商店街街路における推奨照度は、JISの照度基準を参考にして、その街路特有の条件などを考慮して決定します。 歩行者に対する推奨照度は、各々の道路区分に応じて、表9の値を基準として設定します。
商業地域の街路 商業中心街路 車道に併置の歩道 20
商業周辺街路 車道に併置の歩道
人車混合道路
10
15
独立歩道 7
エンクローズドモールにおいては、JIS照度基準を参考にすると、繁華な場合750~200 lx、一般の場合300~100 lxとなっています。 したがって、一般的な明るさのレベルの設定は、各店舗内の平均照度とのバランスを考慮して、 通常店内の1/2~1/3程度の明るさにするのがよいようです。

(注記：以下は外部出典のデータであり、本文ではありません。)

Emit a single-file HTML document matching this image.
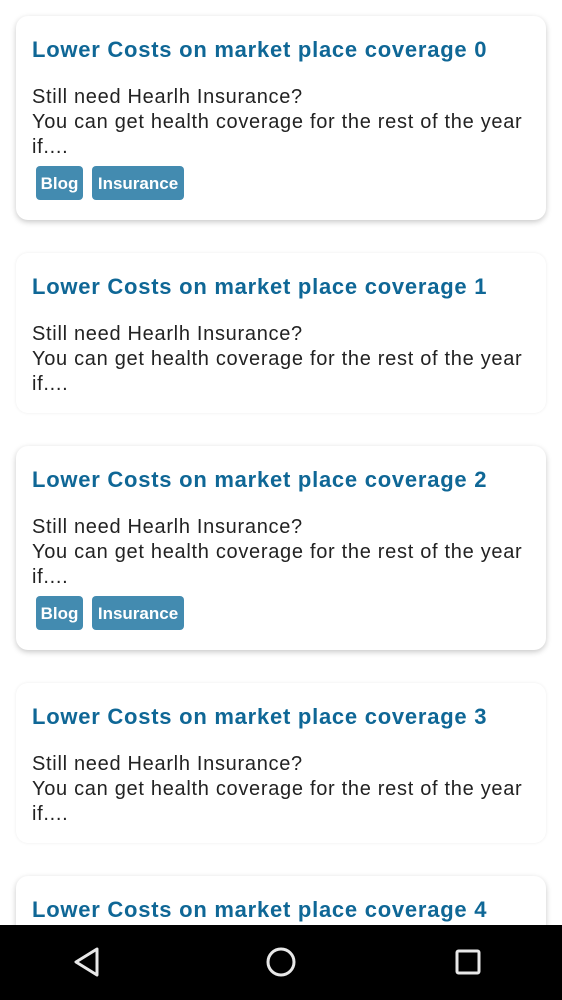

また、構造上昼間時の自然光の利用ができる場合は、昼光センサーによる人工照明制御システムの導入によって、 晴天、曇天、夜間時などの明るさの状態に対応して照明環境を変化させることができます。

光源の設定

商店街の照明に用いられる光源は、LED、メタルハライドランプ、高演色メタルハライドランプ、無電極蛍光ランプ、蛍光灯、 高演色高圧ナトリウムランプなどが一般的です。特に演色性を重視する場合は、LED、高演色メタルハライドランプ、 無電極蛍光ランプ、蛍光灯、高演色高圧ナトリウムランプが優れています。効率、寿命を重視する場合は、LED、無電極蛍光ランプを使用します。